So I did not suffer any significant side effects from the second dose of the pfizer vaccine apart from a sore arm, but five days post vaccine I did have a bad migraine. This coincides with my PMS, so I think the stress from the vaccine exacerbated my PMS symptoms. This morning (11 days post-vaccination) I went for a slow morning walk and I felt slightly short of breath and my heart rate was slightly higher than usual, so I am going to try building up my cardio fitness slowly again.
I did not meditate at all (why is it so hard), but I did bring out the camera for practice. It is interesting how my awareness and perception changed when I am intentionally looking to take a picture, even though the environment is the same. I started to notice things I didn’t before. Photography, like cooking and cycling for me, is a meditative activity, because it forces my brain out of its habitual patterns. I couldn’t help but compare it the process of photography to life itself: perhaps instead of waiting for beauty and interestingness to arrive and sweep us off our feet, we can instead learn to develop the capacity to notice the beauty and interestingness that is already around us.
I still have difficulty doing things I used to love, like reading and writing. I still think it is related to the ongoing chronic pandemic. We need time away from things, even if it is things we love. Time is needed for ideas to accumulate and stew. We also need different types of stimuli, situations that would provoke us in different ways. But day after day I am like Sisyphus performing almost the same routine, and the things I loved to do no longer felt like a much needed respite from my daily life when they now have become the only things I can do. Like the air that is stagnant when it doesn’t move.
I am aware of how lucky I am to be safe, so I am not complaining, just writing it out as matter of fact. I am also aware how much denial is in action when the world is very slowly melting down because covid, climate change and feeling the effects of terribly designed societies – but I still try to find peace and beauty in the mundane of my life. It feels wrong to try to not suffer when other people do not have that choice, and it also feels wrong to walk around trying to take pictures when there is so much suffering. But if it is all going to end badly anyway, I would like to fill up my life with more moments of not-suffering. All my life I have been suicidal because life just felt like nothing but suffering to me, and it is only the recent years that I have begun to experience otherwise. I will need these moments of not-suffering to tide me through when shit really hits the fan.

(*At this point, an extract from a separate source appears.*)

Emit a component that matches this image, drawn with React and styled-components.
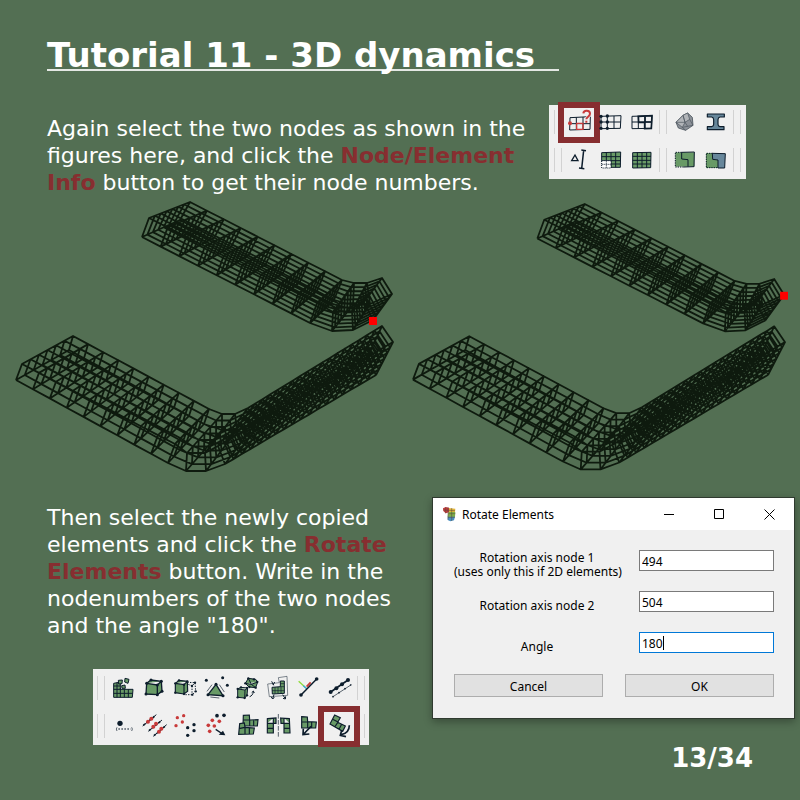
import React from "react";
import styled, { createGlobalStyle, css } from "styled-components";

const GlobalStyle = createGlobalStyle`
  *, *::before, *::after { box-sizing: border-box; }
  body { margin: 0; background: #536f53; }
  h1, p { margin: 0; }
`;

const Page = styled.main`
  display: flex;
  flex-direction: column;
  min-height: 100vh;
  padding-top: 39px;
  background: #536f53;
  color: #ffffff;
  font-family: "DejaVu Sans", sans-serif;
`;

const Title = styled.h1`
  align-self: flex-start;
  margin-left: 47px;
  padding-right: 24px;
  font-size: 34px;
  line-height: 32px;
  font-weight: bold;
  white-space: nowrap;
  background: linear-gradient(#e4e8e4, #e4e8e4) left bottom / 100% 2px no-repeat;
`;

const Intro = styled.section`
  display: flex;
  align-items: flex-start;
  justify-content: space-between;
  padding: 34px 54px 0 47px;
`;

const Text = styled.p`
  max-width: ${(p) => p.$width}px;
  padding-top: ${(p) => p.$top}px;
  font-size: 22px;
  line-height: 27px;
`;

const Accent = styled.strong`
  color: #872e30;
`;

const Figures = styled.section`
  display: flex;
  align-items: center;
  gap: 15px;
  padding: 4px 12px 0 14px;
`;

const Figure = styled.svg`
  flex: ${(p) => p.$grow} 1 0;
  min-width: 0;
  display: block;
  overflow: visible;
`;

const Lower = styled.section`
  display: flex;
  align-items: flex-start;
  justify-content: space-between;
  padding: 23px 5px 0 47px;
`;

const Column = styled.div`
  display: flex;
  flex-direction: column;
  align-items: center;
  gap: 30px;
`;

const Side = styled.div`
  display: flex;
  flex-direction: column;
  width: 363px;
`;

const PageNumber = styled.p`
  align-self: flex-end;
  margin-top: 24px;
  padding-right: 42px;
  font-size: 26px;
  line-height: 30px;
  font-weight: bold;
`;

/* ---------- toolbars ---------- */

const Toolbar = styled.div`
  display: flex;
  flex-direction: column;
  gap: 4px;
  flex: none;
  padding: ${(p) => (p.$compact ? "0 5px 2px" : "2px 4px")};
  background: #f0f0f0;
`;

const ToolRow = styled.div`
  display: flex;
  align-items: center;
  gap: 2px;
  height: 34px;
`;

const Grip = styled.span`
  width: 8px;
  height: 24px;
  border: solid #d2d2d2;
  border-width: 0 1px;
`;

const ToolGroup = styled.div`
  display: flex;
`;

const ToolButton = styled.button`
  position: relative;
  display: grid;
  place-items: center;
  width: 31px;
  height: 34px;
  padding: 0;
  border: 0;
  background: none;
  ${(p) =>
    p.$marked &&
    css`
      &::after {
        content: "";
        position: absolute;
        inset: -3px -5px -4px -6px;
        border: 6px solid #872e30;
      }
    `}
`;

const Glyph = styled.svg`
  display: block;
  width: 24px;
  height: 24px;
  overflow: visible;
`;

const NAVY = "#0d1d2c";
const GREEN = "#689a66";
const RED = "#c83a3a";
const BLUE = "#67879b";

function Dots({ at, r = 5, fill = NAVY }) {
  return at.map(([x, y]) => <circle key={`${x}-${y}`} cx={x} cy={y} r={r} fill={fill} />);
}

const line = { fill: "none", stroke: NAVY, strokeWidth: 3 };

const icons = {
  info: (
    <>
      <path {...line} d="M6 23 67 20 66 58 5 60ZM25 22V59M45 21V58M6 41H66" />
      <path fill="none" stroke={RED} strokeWidth="4" d="M26 40H45V58H26Z" />
      <circle cx="6" cy="40" r="6" fill={RED} />
      <path fill="none" stroke="#f0f0f0" strokeWidth="10" d="M46 10C47 -1 66 0 66 11 66 20 55 20 55 29" />
      <path fill="none" stroke={RED} strokeWidth="6" d="M46 10C47 -1 66 0 66 11 66 20 55 20 55 28M55 32V38" />
    </>
  ),
  nodes: (
    <>
      <path {...line} d="M6 19 66 17 64 55 6 56ZM25 18V56M45 18V56M6 36H65" />
      <Dots at={[[6, 19], [25, 18], [6, 36], [25, 36], [6, 55], [25, 55]]} r={5} />
    </>
  ),
  elements: (
    <>
      <path {...line} d="M6 19 66 17 64 55 6 56ZM25 18V56M45 18V56M6 36H65" />
      <path {...line} strokeWidth="5" d="M25 19 66 17 64 55 44 56V37H26ZM45 18V36H65" />
    </>
  ),
  rock: (
    <>
      <path fill="#8d9299" stroke="#4b545d" strokeWidth="2.5" strokeLinejoin="round" d="M30 16 44 9 58 22 60 46 38 61 16 54 9 37Z" />
      <path fill="#b2b5b9" stroke="#4b545d" strokeWidth="2" d="M30 16 36 37 9 37ZM44 9 50 28 36 37 30 16ZM36 37 28 52 9 37" />
      <path fill="none" stroke="#4b545d" strokeWidth="2" d="M50 28 60 46 28 52 38 61M36 37 44 49" />
    </>
  ),
  beam: (
    <path fill={BLUE} stroke={NAVY} strokeWidth="3.5" strokeLinejoin="round" d="M10 12H61V21H48Q42 22 42 29V43Q42 49 48 50H60V59H10V50H23Q29 49 29 43V29Q29 22 23 21H10Z" />
  ),
  delta: (
    <>
      <path {...line} strokeWidth="4" d="M21 21 11 38H30Z" />
      <path {...line} strokeWidth="4.5" d="M47 7 41 62M40 6 54 8M33 60 49 62" />
    </>
  ),
  partMesh: (
    <>
      <path fill={GREEN} stroke={NAVY} strokeWidth="3" d="M8 14 65 12 64 58H36V38H8Z" />
      <path {...line} d="M8 26H65M22 13V38M36 13V38M50 12V58M8 38H65M36 48H64" />
      <path fill="#ffffff" stroke={NAVY} strokeWidth="3" strokeDasharray="3 3" d="M8 38H36V60H8ZM22 38V60M8 49H36" />
    </>
  ),
  fullMesh: (
    <>
      <path fill={GREEN} stroke={NAVY} strokeWidth="3" d="M8 14 63 13 62 59 8 60Z" />
      <path {...line} d="M8 25H63M8 37H63M8 48H63M22 13V60M36 13V60M50 13V60" />
    </>
  ),
  regionA: (
    <>
      <path fill={GREEN} d="M7 13H64V56H7Z" />
      <path {...line} d="M26 13 64 12 63 56 31 57M26 13V33L45 35V56" />
      <path {...line} strokeDasharray="4 3" d="M26 13H7V57H31" />
    </>
  ),
  regionB: (
    <>
      <path fill={GREEN} d="M6 15H26V34H42V60H6Z" />
      <path fill={BLUE} stroke={NAVY} strokeWidth="3" d="M25 16 64 17 62 60H42V36L26 34Z" />
      <path {...line} strokeDasharray="4 3" d="M26 16H7V59H42" />
    </>
  ),
  build: (
    <>
      <path fill={GREEN} stroke={NAVY} strokeWidth="3" d="M8 22 28 18V40H66L64 64H8Z" />
      <path {...line} d="M8 40H28M8 52H65M18 20V64M28 36V64M40 40V64M52 40V64M8 30H28" />
      <path fill={GREEN} stroke={NAVY} strokeWidth="3" d="M22 13 34 12 33 23 23 24ZM42 7 54 10 51 22 41 18ZM32 29 42 27 43 37 33 37Z" />
    </>
  ),
  cube: (
    <>
      <path fill={GREEN} stroke={NAVY} strokeWidth="4" d="M14 22 27 12 58 16 60 46 46 56 12 54ZM14 22 46 27 58 16M46 27V56" />
      <Dots at={[[14, 22], [27, 12], [58, 16], [60, 46], [46, 56], [12, 54], [46, 27]]} r={4.5} />
    </>
  ),
  cubeCopy: (
    <>
      <path fill={GREEN} stroke={NAVY} strokeWidth="3.5" d="M7 22 18 13 43 16 44 46 33 54 7 50ZM7 22 33 26 43 16M33 26V54" />
      <path {...line} strokeDasharray="4 4" d="M43 19 66 20 68 46 58 56H36M46 25 57 30 66 20M57 30V56" />
      <Dots at={[[7, 22], [18, 13], [43, 16], [33, 54], [7, 50], [33, 26], [66, 20], [68, 46], [58, 56], [57, 30]]} r={3.5} />
    </>
  ),
  triangle: (
    <>
      <path fill={GREEN} stroke={NAVY} strokeWidth="4" d="M36 25 57 59 12 56Z" />
      <path {...line} strokeWidth="2" d="M24 26 9 46M46 26 61 48M19 63 46 66" />
      <Dots at={[[36, 25], [57, 59], [12, 56], [7, 13], [56, 5], [70, 28]]} r={4.5} />
    </>
  ),
  cubes: (
    <>
      <path fill={GREEN} stroke={NAVY} strokeWidth="3" d="M8 39 18 34 38 36 36 58 29 66 8 64ZM8 39 30 42 38 36M30 42 29 66" />
      <path fill={GREEN} stroke={NAVY} strokeWidth="3" d="M40 7 62 10 68 18 62 35 42 33 31 22ZM31 22 49 25 68 18M49 25 62 35M40 7 49 25" />
      <Dots at={[[8, 39], [18, 34], [36, 36], [36, 58], [29, 66], [8, 64], [40, 7], [57, 10], [67, 18], [62, 35], [43, 33], [31, 22]]} r={3.5} />
      <path {...line} d="M44 62C50 60 54 55 55 47M50 50 55 45 58 51" />
    </>
  ),
  stretch: (
    <>
      <path fill={GREEN} stroke={NAVY} strokeWidth="3" d="M18 34 43 32V15H55V52L19 54Z" />
      <path {...line} strokeWidth="2" d="M18 44H55M43 32H55M43 23H55M27 34V53M36 33V53M45 32V53" />
      <path {...line} strokeWidth="1.5" d="M5 24 40 20 37 5 63 1 65 58 10 62Z" />
      <path {...line} d="M17 16 23 28M26 18 21 27M24 56 20 68M15 62 20 69 25 64M50 56 58 68M51 67 58 69 59 61" />
    </>
  ),
  axes: (
    <>
      <path fill="none" stroke="#8edb3a" strokeWidth="4" d="M5 16 27 36" />
      <path fill="none" stroke="#39a9e0" strokeWidth="4" d="M19 29 29 38" />
      <path fill="none" stroke={RED} strokeWidth="6" d="M29 32 41 19" />
      <path {...line} strokeWidth="4.5" d="M12 57 59 9" />
      <Dots at={[[12, 57], [59, 9]]} r={5.5} />
    </>
  ),
  rod: (
    <>
      <path {...line} strokeWidth="5" d="M8 48 60 12" />
      <Dots at={[[8, 48], [25, 37], [42, 25], [60, 12]]} r={6} />
      <path {...line} strokeWidth="2" d="M15 62 70 26" />
      <Dots at={[[15, 62], [33, 50], [51, 38], [68, 27]]} r={2.5} />
    </>
  ),
  point: (
    <>
      <circle cx="27" cy="28" r="8" fill={NAVY} />
      <path {...line} strokeWidth="2" d="M18 40Q14 45 18 51M62 40Q66 45 62 51" />
      <path {...line} strokeWidth="3" strokeDasharray="5 4" d="M22 45H59" />
    </>
  ),
  rods: (
    <>
      <path {...line} strokeWidth="3" d="M2 36 43 2M19 52 60 18M34 67 74 32" />
      <path {...line} strokeWidth="5" strokeDasharray="7 5" d="M4 34 41 4M21 50 58 20M36 65 72 34" />
      <Dots at={[[18, 23], [28, 14], [34, 38], [42, 29], [51, 53], [58, 44]]} r={6} fill={RED} />
    </>
  ),
  dotsRed: (
    <>
      <Dots at={[[13, 11], [32, 5], [28, 24], [9, 35]]} r={5} fill={RED} />
      <Dots at={[[44, 41], [63, 32], [63, 50], [44, 64]]} r={5} />
    </>
  ),
  dotsArrow: (
    <>
      <Dots at={[[25, 19], [46, 22], [13, 34], [31, 36], [17, 52]]} r={5.5} fill={RED} />
      <Dots at={[[39, 5], [60, 4]]} r={5.5} />
      <path {...line} strokeWidth="4" d="M35 46 56 60" />
      <path fill={NAVY} d="M64 64 44 62 57 50Z" />
    </>
  ),
  stack: (
    <>
      <path fill={GREEN} stroke={NAVY} strokeWidth="3.5" d="M25 4 43 3 44 18 69 17 67 36H24ZM26 18H44V36M56 18V36" />
      <path fill={GREEN} stroke={NAVY} strokeWidth="3.5" d="M14 29 28 27 30 40 58 42 55 60 11 61ZM12 44 30 40V60M43 41V60" />
    </>
  ),
  mirror: (
    <>
      <path fill={GREEN} stroke={NAVY} strokeWidth="3.5" d="M4 14 30 12V28H22V57H4ZM4 28H22V12M4 43H22" />
      <path fill={GREEN} stroke={NAVY} strokeWidth="3.5" d="M44 12 70 14 72 57H54V28H45ZM54 12V28H71M54 43H71" />
      <path {...line} strokeWidth="2" strokeDasharray="14 4" d="M37 0V68" />
    </>
  ),
  move: (
    <>
      <path fill={GREEN} stroke={NAVY} strokeWidth="3.5" d="M14 8 31 9 32 23 58 24 56 42H14ZM14 24H32V42M44 24V42" />
      <path {...line} strokeWidth="5" d="M42 37 20 60M19 44 18 62 37 60" />
    </>
  ),
  rotate: (
    <>
      <path fill={GREEN} stroke={NAVY} strokeWidth="3.5" d="M20 3 37 11 29 25 52 36 44 52 6 30ZM14 16 30 24 21 38M41 31 33 46" />
      <path {...line} strokeWidth="5" d="M64 34C64 49 55 59 40 62M41 49 37 64 54 68" />
    </>
  ),
};

function Tool({ name, label, marked }) {
  return (
    <ToolButton type="button" aria-label={label} $marked={marked}>
      <Glyph viewBox="0 0 72 72" aria-hidden="true">
        {icons[name]}
      </Glyph>
    </ToolButton>
  );
}

function Tools({ items, marked }) {
  return (
    <ToolGroup>
      {items.map(([name, label]) => (
        <Tool key={name} name={name} label={label} marked={name === marked} />
      ))}
    </ToolGroup>
  );
}

const infoRows = [
  [
    [["info", "Node/Element Info"], ["nodes", "Select nodes"], ["elements", "Select elements"]],
    [["rock", "Material"], ["beam", "Section"]],
  ],
  [
    [["delta", "Measure"], ["partMesh", "Show part"], ["fullMesh", "Show all"]],
    [["regionA", "Element set"], ["regionB", "Assign section"]],
  ],
];

const editRows = [
  [
    ["build", "Create mesh"], ["cube", "Create element"], ["cubeCopy", "Extrude elements"], ["triangle", "Create triangle"],
    ["cubes", "Convert elements"], ["stretch", "Scale elements"], ["axes", "Orientation"], ["rod", "Beam elements"],
  ],
  [
    ["point", "Create node"], ["rods", "Fuse nodes"], ["dotsRed", "Copy nodes"], ["dotsArrow", "Move nodes"],
    ["stack", "Copy elements"], ["mirror", "Mirror elements"], ["move", "Move elements"], ["rotate", "Rotate Elements"],
  ],
];

/* ---------- wireframe solids ---------- */

const mix = (a, b, t) => [a[0] + (b[0] - a[0]) * t, a[1] + (b[1] - a[1]) * t];

// Expands corner points into evenly spaced stations; counts[i] cells lie between corner i and i + 1.
function stations(corners, counts) {
  const out = [corners[0]];
  counts.forEach((n, i) => {
    for (let k = 1; k <= n; k += 1) out.push(mix(corners[i], corners[i + 1], k / n));
  });
  return out;
}

function wirePath({ counts, across, lowFront, lowBack, highFront, highBack }) {
  const [a, b, c, d] = [lowFront, lowBack, highBack, highFront].map((p) => stations(p, counts));
  const toPath = (pts) => "M" + pts.map(([x, y]) => `${x.toFixed(1)} ${y.toFixed(1)}`).join("L");
  const parts = [];
  for (let j = 0; j <= across; j += 1) {
    const t = j / across;
    parts.push(toPath(a.map((p, i) => mix(p, d[i], t))));
    parts.push(toPath(b.map((p, i) => mix(p, c[i], t))));
  }
  a.forEach((p, i) => {
    parts.push(toPath([p, b[i], c[i], d[i], p]));
    for (let j = 1; j < across; j += 1) {
      const t = j / across;
      parts.push(toPath([mix(p, d[i], t), mix(b[i], c[i], t)]));
    }
  });
  return parts.join("");
}

const longArm = wirePath({
  counts: [9, 1, 1, 1, 18],
  across: 6,
  lowFront: [[16, 380], [168, 463], [186, 471], [206, 471], [225, 464], [376, 375]],
  lowBack: [[22, 364], [175, 444], [187, 453], [205, 453], [218, 446], [367, 358]],
  highBack: [[73, 336], [209, 409], [222, 414], [235, 414], [248, 408], [382, 326]],
  highFront: [[69, 350], [204, 424], [222, 430], [237, 430], [257, 422], [393, 342]],
});

const shortArm = wirePath({
  counts: [9, 1, 1, 1],
  across: 7,
  lowFront: [[142, 237], [310, 323], [332, 331], [353, 330], [373, 320]],
  lowBack: [[149, 218], [317, 303], [333, 312], [352, 311], [364, 302]],
  highBack: [[190, 202], [342, 280], [354, 283], [367, 283], [382, 278]],
  highFront: [[180, 220], [334, 300], [353, 305], [370, 304], [392, 294]],
});

function Solid({ grow, node, label }) {
  return (
    <Figure $grow={grow} viewBox="14 200 382 274" role="img" aria-label={label}>
      <path d={shortArm + longArm} fill="none" stroke="#0e1a0e" strokeWidth="1.8" strokeLinejoin="round" />
      <rect x={node[0] - 4} y={node[1] - 4} width="8" height="8" fill="#ff0000" />
    </Figure>
  );
}

/* ---------- dialog ---------- */

const Dialog = styled.form`
  border: 1px solid #2f3a2f;
  background: #f0f0f0;
  color: #000000;
  font-family: "Noto Sans", sans-serif;
  font-size: 12px;
  box-shadow: 0 3px 8px rgba(0, 0, 0, 0.3);
`;

const TitleBar = styled.header`
  display: flex;
  align-items: center;
  height: 32px;
  padding-left: 10px;
  background: #ffffff;
`;

const AppIcon = styled.svg`
  width: 13px;
  height: 15px;
`;

const Caption = styled.span`
  flex: 1;
  padding-left: 6px;
`;

const WindowButton = styled.button`
  display: grid;
  place-items: center;
  width: 50px;
  height: 32px;
  padding: 0;
  border: 0;
  background: none;
`;

const DialogBody = styled.div`
  display: flex;
  flex-direction: column;
  padding: 20px 20px 21px 21px;
`;

const Field = styled.div`
  display: flex;
  justify-content: space-between;
  height: 41px;
`;

const FieldLabel = styled.label`
  width: 166px;
  padding-top: ${(p) => (p.$tall ? 1 : 8)}px;
  line-height: 14px;
  text-align: center;
  white-space: nowrap;
`;

const InputWrap = styled.div`
  position: relative;
  width: 135px;
`;

const Input = styled.input`
  display: block;
  width: 100%;
  height: 21px;
  padding: 2px 2px 0;
  border: 1px solid ${(p) => (p.$active ? "#0078d7" : "#7a7a7a")};
  border-radius: 0;
  background: #ffffff;
  color: #000000;
  font: inherit;
  outline: none;
`;

const Caret = styled.span`
  position: absolute;
  left: 24px;
  top: 4px;
  width: 1px;
  height: 14px;
  background: #000000;
`;

const Actions = styled.div`
  display: flex;
  gap: 22px;
  padding-top: 1px;
`;

const Action = styled.button`
  flex: 1;
  height: 23px;
  padding: 1px 0 0;
  border: 1px solid #adadad;
  background: #e1e1e1;
  color: #000000;
  font: inherit;
`;

function RotateDialog() {
  const stroke = { fill: "none", stroke: "#000000", strokeWidth: 1 };
  const submit = (e) => e.preventDefault();
  return (
    <Dialog onSubmit={submit} aria-label="Rotate Elements">
      <TitleBar>
        <AppIcon viewBox="0 0 39 45" aria-hidden="true">
          <path fill="#e0b43c" d="M15 3 37 5 36 16H15Z" />
          <path fill="#7fae4a" d="M16 15H37L36 30H14Z" />
          <path fill="#4a8fc0" d="M14 29H36L33 40 22 43 14 39Z" />
          <path fill="#bf3b3d" d="M0 4 8 0 18 2V16L8 19 1 12Z" />
          <path fill="none" stroke="#56483c" strokeWidth="1.5" d="M1 9 36 11M15 1V38M26 3V42M16 20H37M15 31H36M8 1V19" />
        </AppIcon>
        <Caption>Rotate Elements</Caption>
        <WindowButton type="button" aria-label="Minimize">
          <svg width="10" height="11"><path {...stroke} d="M0 5.5H10" /></svg>
        </WindowButton>
        <WindowButton type="button" aria-label="Maximize">
          <svg width="10" height="10"><path {...stroke} d="M.5 .5H9.5V9.5H.5Z" /></svg>
        </WindowButton>
        <WindowButton type="button" aria-label="Close">
          <svg width="11" height="11"><path {...stroke} d="M.5 .5 10.5 10.5M10.5 .5 .5 10.5" /></svg>
        </WindowButton>
      </TitleBar>
      <DialogBody>
        <Field>
          <FieldLabel htmlFor="node1" $tall>
            Rotation axis node 1<br />(uses only this if 2D elements)
          </FieldLabel>
          <InputWrap><Input id="node1" defaultValue="494" /></InputWrap>
        </Field>
        <Field>
          <FieldLabel htmlFor="node2">Rotation axis node 2</FieldLabel>
          <InputWrap><Input id="node2" defaultValue="504" /></InputWrap>
        </Field>
        <Field>
          <FieldLabel htmlFor="angle">Angle</FieldLabel>
          <InputWrap>
            <Input id="angle" defaultValue="180" $active />
            <Caret />
          </InputWrap>
        </Field>
        <Actions>
          <Action type="button">Cancel</Action>
          <Action type="submit">OK</Action>
        </Actions>
      </DialogBody>
    </Dialog>
  );
}

export default function App() {
  return (
    <>
      <GlobalStyle />
      <Page>
        <Title>Tutorial 11 - 3D dynamics</Title>
        <Intro>
          <Text $width={490} $top={10}>
            Again select the two nodes as shown in the figures here, and click the{" "}
            <Accent>Node/Element Info</Accent> button to get their node numbers.
          </Text>
          <Toolbar $compact>
            {infoRows.map(([first, second]) => (
              <ToolRow key={first[0][0]}>
                <Grip />
                <Tools items={first} marked="info" />
                <Grip />
                <Tools items={second} />
                <Grip />
              </ToolRow>
            ))}
          </Toolbar>
        </Intro>
        <Figures>
          <Solid grow={382} node={[373, 321]} label="Bent solids with the lower end node selected" />
          <Solid grow={377} node={[392, 295]} label="Bent solids with the outer end node selected" />
        </Figures>
        <Lower>
          <Column>
            <Text $width={368} $top={7}>
              Then select the newly copied elements and click the <Accent>Rotate Elements</Accent> button.
              Write in the nodenumbers of the two nodes and the angle "180".
            </Text>
            <Toolbar>
              {editRows.map((items) => (
                <ToolRow key={items[0][0]}>
                  <Grip />
                  <Tools items={items} marked="rotate" />
                  <Grip />
                </ToolRow>
              ))}
            </Toolbar>
          </Column>
          <Side>
            <RotateDialog />
            <PageNumber>13/34</PageNumber>
          </Side>
        </Lower>
      </Page>
    </>
  );
}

I feel like I am living a long goodbye: to the elderly people in my life, to my youth, to the world as we know it. Every day I live the dissonance of knowing things are very wrong, and yet I am in my Sisyphian bubble of my little daily routines. There are waves of grief but I try not to let them distract me from being present, of trying to still cherish everything that still exists before they are gone.
When this whole virus situation started it felt depressing that it was going to last more than a year. Now I just don’t see the light at the end of the tunnel. It is going to take years, if at all. We just cannot sit still enough to solve problems, and we are terrible at delayed gratification. It is not that the virus or climate change is unsolvable. It is our deep-rooted psychology that is unsolvable.
I don’t really get too sad when terrible things happen anymore. I used to feel really affected by any devastating event, even if they happened at the other side of the world. I felt sad because these events felt like they were against the natural course of events, but now I feel like apart from entirely preventable or unlucky accidents, everything else that is happening is only an inevitable outcome of our psychology.
We as human beings, have never really figured out to love and cherish ourselves. Enough to let go of all the shiny things that prop us up artificially but do not truly matter. We want to feel safe at all costs, at the expense of working towards true safety, because it is just too difficult to tolerate discomfort.